Многие творческие планы Бориса Ивановича остались нереализованными. Собственно говоря, и в персональном, и в общеполитическом планах это было почти неизбежно при однопартийной власти большевиков, которые стремились уже в первые годы своего господства использовать исторические документы и факты исключительно для собственной выгоды, не гнушаясь их сокрытием и прямыми фальсификациями. Почти одновременно с увольнением Николаевского от руководства Главным управлением архивов (Главархивом) был отстранен Рязанов, который, хоть и стал большевиком, имел сомнительную репутацию, связанную с меньшевистским прошлым. На его место поставили большевика М.Н. Покровского, которого, несмотря на профессорское звание, считали в ту пору чистопородным большевиком, хотя и он до 1917 г. отходил от большевизма. (Развенчание Покровского как историка с наклеиванием на него всяческих ярлыков начнется через десять с лишним лет – в середине 30-х годов, уже после его смерти.)
Последними архивными находками Николаевского перед арестом были документы архива московской Центральной пересыльной тюрьмы (Бутырок). Похоже, что уже из тюрьмы ему удалось передать по крайней мере один из найденных документов в редакцию журнала «Каторга и ссылка», опубликовавшего материалы Николаевского через год, когда автор уже находился за рубежом. Она была подписана инициалами и помечена «весной 1921 г.», временем, когда Николаевский сидел в тюрьме. Печатать материал политзаключенного было менее рискованно, чем политэмигранта[222].

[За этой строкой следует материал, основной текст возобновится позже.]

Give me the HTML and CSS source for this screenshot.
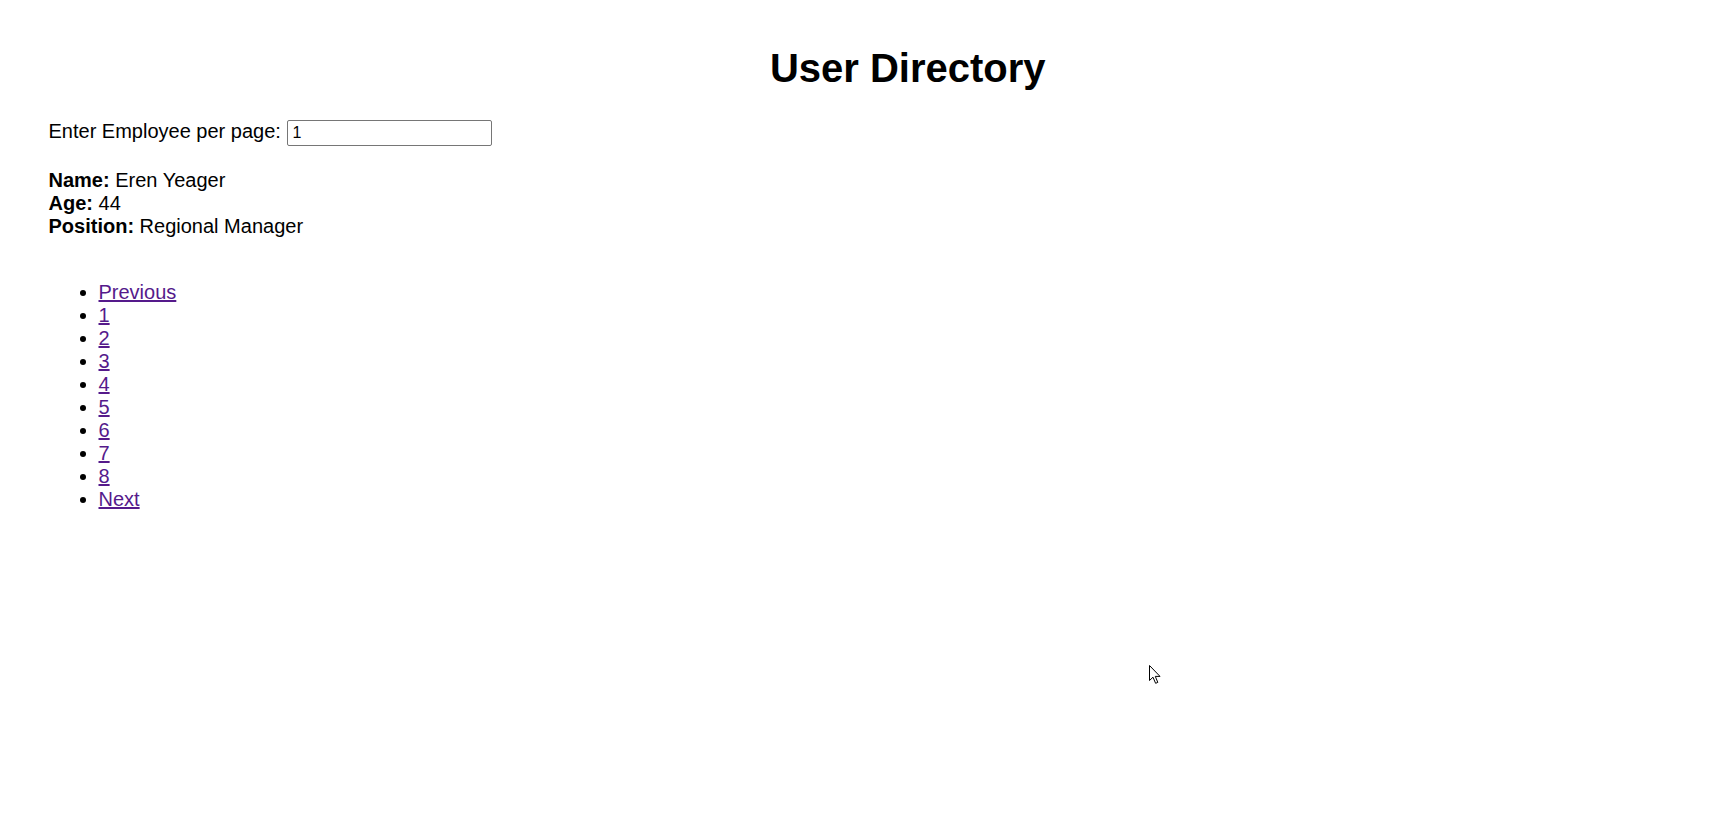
FILE: index.html
```html
<!DOCTYPE html>
<html lang="en">
<head>
<meta charset="utf-8">
<title>User Directory</title>
<link rel="stylesheet" href="styles.css">
</head>
<body>
<div class="page">
  <h1 class="title">User Directory</h1>
  <div class="controls">
    <label class="controls-label" for="perPage">Enter Employee per page:</label>
    <input class="controls-input" id="perPage" type="text" value="1">
  </div>
  <div class="employee">
    <div class="employee-line"><b>Name:</b> Eren Yeager</div>
    <div class="employee-line"><b>Age:</b> 44</div>
    <div class="employee-line"><b>Position:</b> Regional Manager</div>
  </div>
  <ul class="pager">
    <li><a href="#" class="pager-link">Previous</a></li>
    <li><a href="#" class="pager-link">1</a></li>
    <li><a href="#" class="pager-link">2</a></li>
    <li><a href="#" class="pager-link">3</a></li>
    <li><a href="#" class="pager-link">4</a></li>
    <li><a href="#" class="pager-link">5</a></li>
    <li><a href="#" class="pager-link">6</a></li>
    <li><a href="#" class="pager-link">7</a></li>
    <li><a href="#" class="pager-link">8</a></li>
    <li><a href="#" class="pager-link">Next</a></li>
  </ul>
</div>
<svg class="cursor" width="14" height="21" viewBox="0 0 14 21" aria-hidden="true">
  <path d="M0.5 0.5 L0.5 15.5 L4 12.2 L6.6 18.3 L8.8 17.4 L6.3 11.4 L11 11.4 Z" fill="#fff" stroke="#000" stroke-width="1" stroke-linejoin="miter"/>
</svg>
</body>
</html>
```
FILE: styles.css
```css
html, body {
  margin: 0;
  padding: 0;
  background: #ffffff;
}

body {
  font-family: "Liberation Sans", Arial, sans-serif;
  font-size: 20px;
  line-height: 23px;
  color: #000000;
  width: 1730px;
  height: 838px;
  position: relative;
  overflow: hidden;
}

.page {
  padding: 45px 0 0 48.5px;
}

.title {
  margin: 0;
  font-size: 40px;
  line-height: 46px;
  font-weight: bold;
  text-align: center;
  padding-left: 37px;
}

.controls {
  margin-top: 28.5px;
  display: flex;
  align-items: flex-start;
  gap: 6px;
}

.controls-label {
  line-height: 23px;
  padding-top: 0.5px;
}

.controls-input {
  box-sizing: border-box;
  width: 205px;
  height: 26px;
  margin: 0;
  padding: 1px 4.5px;
  border: 1px solid #767676;
  border-radius: 2px;
  font-family: "Liberation Sans", Arial, sans-serif;
  font-size: 16px;
  color: #000000;
  background: #ffffff;
  outline: none;
}

.employee {
  margin-top: 23.5px;
}

.employee-line {
  line-height: 23px;
}

.pager {
  margin: 43px 0 0 0;
  padding-left: 50px;
  list-style: disc;
}

.pager li {
  line-height: 23px;
}

.pager-link {
  color: #551a8b;
  text-decoration: underline;
}

.cursor {
  position: absolute;
  left: 1148.5px;
  top: 664.5px;
}
```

В основе публикации лежала «Памятная записка» администрации Бутырок начальству на предмет награждения персонала, отличившегося в «смутные дни» декабря 1905 г. Текст «записки» давал богатый материал для исследования Московского восстания. В нем приводились данные о баррикадах, появившихся в районе тюрьмы, уличных боях, попытке заключенных устроить бунт. Как видно из текста, тюрьма была окружена повстанцами со всех сторон, не исключено было, что им удастся ворваться внутрь здания. Даже писцы были снабжены оружием. Две охранные роты, не раздеваясь, несли караульную службу в течение девяти дней.
Это была последняя публикация Николаевского, подготовленная в то время, когда он еще находился на территории Советской России. Через некоторое время сотрудничество с советскими изданиями возобновится, но уже из-за рубежа. Вместо Николаевского руководителем Московского историко-революционного архива стал Владимир Васильевич Максаков, большевик со времени II партийного съезда (1903), надежный сторонник властей. Позже его удостоили всяческих почестей; он стал профессором, опубликовал ряд книг по истории революционного движения и архивному делу, насквозь проникнутых «большевистской партийностью», фальсифицирующей историю.
Любопытно, что под руководством Максакова на базе Московского историко-революционного архива было образовано Третье отделение Госархива РСФСР, в котором постепенно сконцентрировалась документация политического сыска дооктябрьских карательных учреждений. Новое подразделение действительно стало своего рода преемником Третьего отделения канцелярии его императорского величества, то есть учреждением, нацеленным на выявление и покарание врагов существовавшего режима. Через несколько лет, уже в эмиграции, Николаевский писал Бурцеву, также ставшему эмигрантом, что ГПУ выявляет бывших эсеров и меньшевиков именно по архивам: «Все когда-либо к таким делам причастные «выясняются»… затем их вызывают в ГПУ и требуют подписки. В случае отказа бывают высылки лиц, даже совсем отошедших – чуть ли ушедших [из партии] еще до революции, черт знает что такое! Пойти в ссылку за то, что уже раз был в ней 15–20 лет тому назад по меньшевистским или с.-р. [эсеровским] делам»[223].
Пройдет еще несколько лет, и старые большевики, как и миллионы советских людей, вообще никакого отношения не имевшие к политике, разделят участь меньшевиков и эсеров.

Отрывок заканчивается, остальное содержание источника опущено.